"""

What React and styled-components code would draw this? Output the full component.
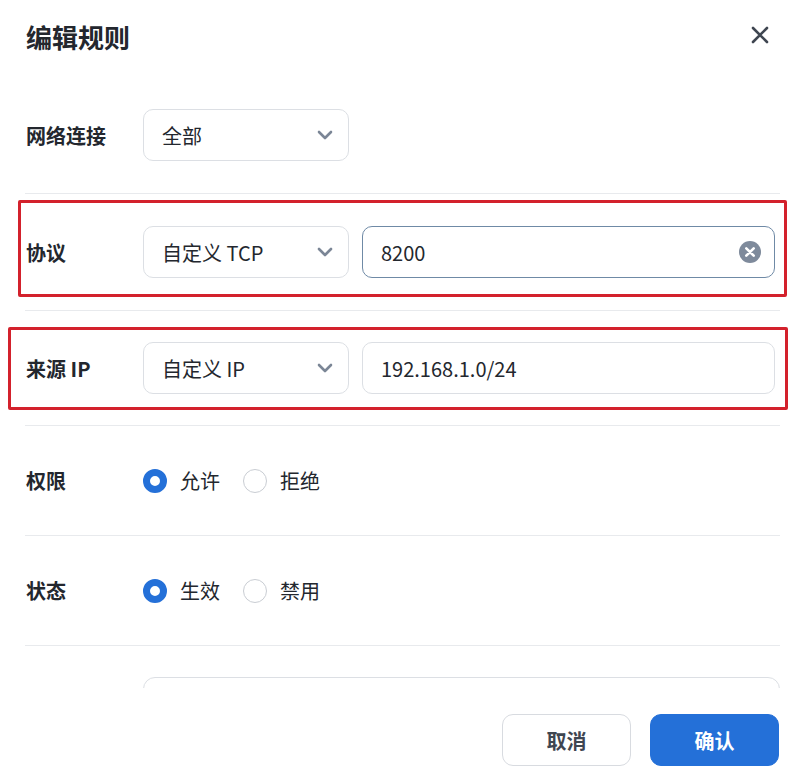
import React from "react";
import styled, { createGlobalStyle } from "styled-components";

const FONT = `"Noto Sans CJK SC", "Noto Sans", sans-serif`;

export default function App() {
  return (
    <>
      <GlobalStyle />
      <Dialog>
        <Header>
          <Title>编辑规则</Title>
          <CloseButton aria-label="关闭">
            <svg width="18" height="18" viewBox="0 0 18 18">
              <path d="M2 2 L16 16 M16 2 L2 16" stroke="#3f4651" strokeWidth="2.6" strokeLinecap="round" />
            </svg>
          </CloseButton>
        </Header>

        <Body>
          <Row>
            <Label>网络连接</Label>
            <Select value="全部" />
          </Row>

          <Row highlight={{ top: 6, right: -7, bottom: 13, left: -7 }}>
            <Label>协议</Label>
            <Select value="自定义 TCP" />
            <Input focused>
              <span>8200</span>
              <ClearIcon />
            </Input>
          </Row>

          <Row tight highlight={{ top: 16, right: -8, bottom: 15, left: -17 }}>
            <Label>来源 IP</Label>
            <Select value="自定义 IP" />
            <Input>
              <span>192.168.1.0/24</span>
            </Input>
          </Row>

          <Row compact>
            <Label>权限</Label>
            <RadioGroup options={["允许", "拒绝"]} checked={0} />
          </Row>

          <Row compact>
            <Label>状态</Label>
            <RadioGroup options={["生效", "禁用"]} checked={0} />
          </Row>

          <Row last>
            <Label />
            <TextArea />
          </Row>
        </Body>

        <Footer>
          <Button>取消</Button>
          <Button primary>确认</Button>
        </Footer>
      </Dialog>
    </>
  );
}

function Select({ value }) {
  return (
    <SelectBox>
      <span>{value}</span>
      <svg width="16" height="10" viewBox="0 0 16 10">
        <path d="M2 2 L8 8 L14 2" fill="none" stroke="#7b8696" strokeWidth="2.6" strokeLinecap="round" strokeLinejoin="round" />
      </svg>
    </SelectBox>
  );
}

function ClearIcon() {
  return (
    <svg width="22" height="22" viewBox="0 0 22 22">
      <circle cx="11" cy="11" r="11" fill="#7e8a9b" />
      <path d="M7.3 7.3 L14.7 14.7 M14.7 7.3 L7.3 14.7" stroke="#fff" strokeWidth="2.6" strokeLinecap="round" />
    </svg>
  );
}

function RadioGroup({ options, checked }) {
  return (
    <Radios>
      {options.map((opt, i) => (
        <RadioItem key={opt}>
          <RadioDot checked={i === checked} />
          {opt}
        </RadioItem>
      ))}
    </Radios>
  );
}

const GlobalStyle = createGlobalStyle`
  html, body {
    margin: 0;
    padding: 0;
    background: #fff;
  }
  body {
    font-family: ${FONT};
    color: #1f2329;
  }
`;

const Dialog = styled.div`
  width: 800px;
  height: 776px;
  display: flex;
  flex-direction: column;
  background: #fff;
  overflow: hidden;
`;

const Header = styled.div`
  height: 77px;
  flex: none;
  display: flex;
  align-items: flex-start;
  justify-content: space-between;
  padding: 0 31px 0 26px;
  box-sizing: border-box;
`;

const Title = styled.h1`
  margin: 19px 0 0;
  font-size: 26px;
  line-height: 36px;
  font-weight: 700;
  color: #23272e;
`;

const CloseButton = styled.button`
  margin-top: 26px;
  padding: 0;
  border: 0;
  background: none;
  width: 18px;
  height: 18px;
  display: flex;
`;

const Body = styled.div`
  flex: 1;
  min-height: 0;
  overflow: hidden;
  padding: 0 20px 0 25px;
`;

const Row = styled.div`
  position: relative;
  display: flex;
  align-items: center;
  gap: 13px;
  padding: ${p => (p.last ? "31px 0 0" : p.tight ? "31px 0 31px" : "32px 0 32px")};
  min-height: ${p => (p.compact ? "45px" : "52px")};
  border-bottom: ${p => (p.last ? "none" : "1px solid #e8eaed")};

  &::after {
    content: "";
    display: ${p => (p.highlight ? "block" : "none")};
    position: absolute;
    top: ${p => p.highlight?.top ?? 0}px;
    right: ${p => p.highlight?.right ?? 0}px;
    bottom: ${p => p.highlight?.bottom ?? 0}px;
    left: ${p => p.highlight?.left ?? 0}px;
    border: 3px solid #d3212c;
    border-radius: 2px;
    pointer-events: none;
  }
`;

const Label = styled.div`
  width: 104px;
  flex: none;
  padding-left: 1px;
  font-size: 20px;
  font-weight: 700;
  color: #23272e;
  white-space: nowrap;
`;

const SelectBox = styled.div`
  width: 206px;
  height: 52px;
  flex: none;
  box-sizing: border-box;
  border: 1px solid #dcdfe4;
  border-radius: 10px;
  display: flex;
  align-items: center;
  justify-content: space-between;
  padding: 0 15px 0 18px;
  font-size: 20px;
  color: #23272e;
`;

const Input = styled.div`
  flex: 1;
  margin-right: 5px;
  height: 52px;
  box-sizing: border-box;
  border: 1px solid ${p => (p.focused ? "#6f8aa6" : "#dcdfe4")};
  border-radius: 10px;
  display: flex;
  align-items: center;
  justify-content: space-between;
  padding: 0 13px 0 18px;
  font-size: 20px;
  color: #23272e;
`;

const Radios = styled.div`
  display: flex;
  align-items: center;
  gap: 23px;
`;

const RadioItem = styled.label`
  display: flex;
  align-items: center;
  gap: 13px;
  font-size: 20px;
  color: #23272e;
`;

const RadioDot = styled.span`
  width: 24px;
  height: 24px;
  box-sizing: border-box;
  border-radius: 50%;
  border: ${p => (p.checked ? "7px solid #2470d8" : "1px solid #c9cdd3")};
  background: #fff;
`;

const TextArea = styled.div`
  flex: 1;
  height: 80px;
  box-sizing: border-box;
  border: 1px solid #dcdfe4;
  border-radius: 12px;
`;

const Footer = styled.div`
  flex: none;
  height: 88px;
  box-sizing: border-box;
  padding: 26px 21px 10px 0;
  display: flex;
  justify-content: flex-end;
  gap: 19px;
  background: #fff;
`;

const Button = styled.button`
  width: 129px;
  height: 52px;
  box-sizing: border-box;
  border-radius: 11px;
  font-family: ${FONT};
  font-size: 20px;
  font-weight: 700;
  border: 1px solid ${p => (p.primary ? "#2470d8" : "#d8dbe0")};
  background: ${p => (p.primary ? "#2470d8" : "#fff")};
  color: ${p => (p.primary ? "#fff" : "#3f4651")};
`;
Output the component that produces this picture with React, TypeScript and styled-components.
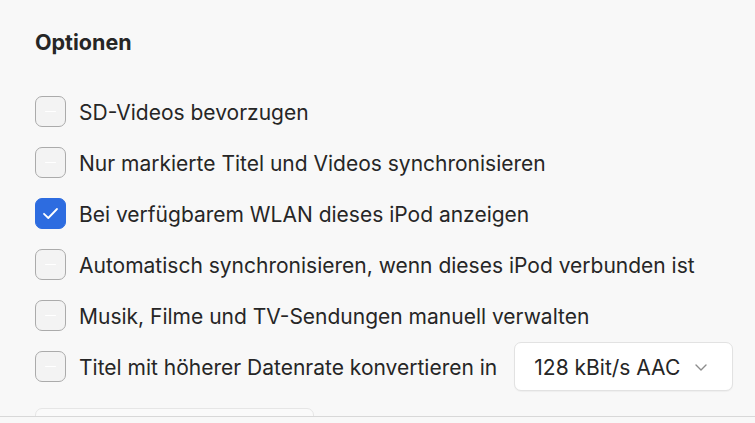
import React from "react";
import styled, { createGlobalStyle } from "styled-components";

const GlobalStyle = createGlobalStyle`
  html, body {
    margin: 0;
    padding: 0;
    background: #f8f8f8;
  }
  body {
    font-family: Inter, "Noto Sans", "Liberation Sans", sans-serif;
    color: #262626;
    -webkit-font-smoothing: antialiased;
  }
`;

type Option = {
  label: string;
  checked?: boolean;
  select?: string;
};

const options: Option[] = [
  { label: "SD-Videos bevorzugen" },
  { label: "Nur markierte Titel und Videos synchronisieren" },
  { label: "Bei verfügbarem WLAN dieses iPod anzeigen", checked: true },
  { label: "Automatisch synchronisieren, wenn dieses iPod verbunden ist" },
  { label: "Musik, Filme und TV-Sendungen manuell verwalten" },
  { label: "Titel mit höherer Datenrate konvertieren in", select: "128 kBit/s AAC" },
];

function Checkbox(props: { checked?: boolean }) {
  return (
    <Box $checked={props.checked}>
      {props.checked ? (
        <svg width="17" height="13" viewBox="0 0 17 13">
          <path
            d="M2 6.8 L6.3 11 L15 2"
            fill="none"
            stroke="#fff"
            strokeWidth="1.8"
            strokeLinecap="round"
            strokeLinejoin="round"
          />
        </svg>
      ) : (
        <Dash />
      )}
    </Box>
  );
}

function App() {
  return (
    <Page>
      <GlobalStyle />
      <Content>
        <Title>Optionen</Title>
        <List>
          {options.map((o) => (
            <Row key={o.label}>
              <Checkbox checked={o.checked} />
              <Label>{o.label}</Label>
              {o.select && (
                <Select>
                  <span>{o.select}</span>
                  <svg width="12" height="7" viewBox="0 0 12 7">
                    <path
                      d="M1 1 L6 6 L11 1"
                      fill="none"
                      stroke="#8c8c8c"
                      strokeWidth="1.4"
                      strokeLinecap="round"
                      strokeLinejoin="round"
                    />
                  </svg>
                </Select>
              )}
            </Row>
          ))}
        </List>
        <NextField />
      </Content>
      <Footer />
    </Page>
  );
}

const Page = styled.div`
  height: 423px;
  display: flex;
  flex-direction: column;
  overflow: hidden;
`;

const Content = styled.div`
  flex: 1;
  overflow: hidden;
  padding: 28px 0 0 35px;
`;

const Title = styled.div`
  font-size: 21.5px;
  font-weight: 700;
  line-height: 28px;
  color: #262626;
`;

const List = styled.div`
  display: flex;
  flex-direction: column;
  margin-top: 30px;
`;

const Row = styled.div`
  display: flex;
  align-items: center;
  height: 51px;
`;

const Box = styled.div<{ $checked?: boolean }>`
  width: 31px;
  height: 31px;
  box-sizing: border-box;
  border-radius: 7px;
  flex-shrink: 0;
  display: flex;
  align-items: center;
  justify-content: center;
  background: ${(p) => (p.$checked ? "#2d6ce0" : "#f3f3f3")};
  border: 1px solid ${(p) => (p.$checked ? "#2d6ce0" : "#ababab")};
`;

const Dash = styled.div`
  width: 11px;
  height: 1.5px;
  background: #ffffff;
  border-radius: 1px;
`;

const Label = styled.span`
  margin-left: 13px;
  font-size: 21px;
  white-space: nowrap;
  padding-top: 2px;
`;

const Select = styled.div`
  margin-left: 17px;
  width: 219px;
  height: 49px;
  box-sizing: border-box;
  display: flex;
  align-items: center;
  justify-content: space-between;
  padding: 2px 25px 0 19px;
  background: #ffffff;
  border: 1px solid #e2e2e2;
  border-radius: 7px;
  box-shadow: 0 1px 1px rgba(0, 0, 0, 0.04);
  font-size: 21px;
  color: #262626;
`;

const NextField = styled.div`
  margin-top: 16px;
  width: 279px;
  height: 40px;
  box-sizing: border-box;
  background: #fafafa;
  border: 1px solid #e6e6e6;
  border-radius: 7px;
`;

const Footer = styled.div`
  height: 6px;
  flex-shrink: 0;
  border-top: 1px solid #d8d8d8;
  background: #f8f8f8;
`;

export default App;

"""

(Exercise instructions) Copy out each line in the preceding records that contains "this".

(Written response)
What React and styled-components code would draw this? Output the full component.
Output the component that produces this picture with React, TypeScript and styled-components.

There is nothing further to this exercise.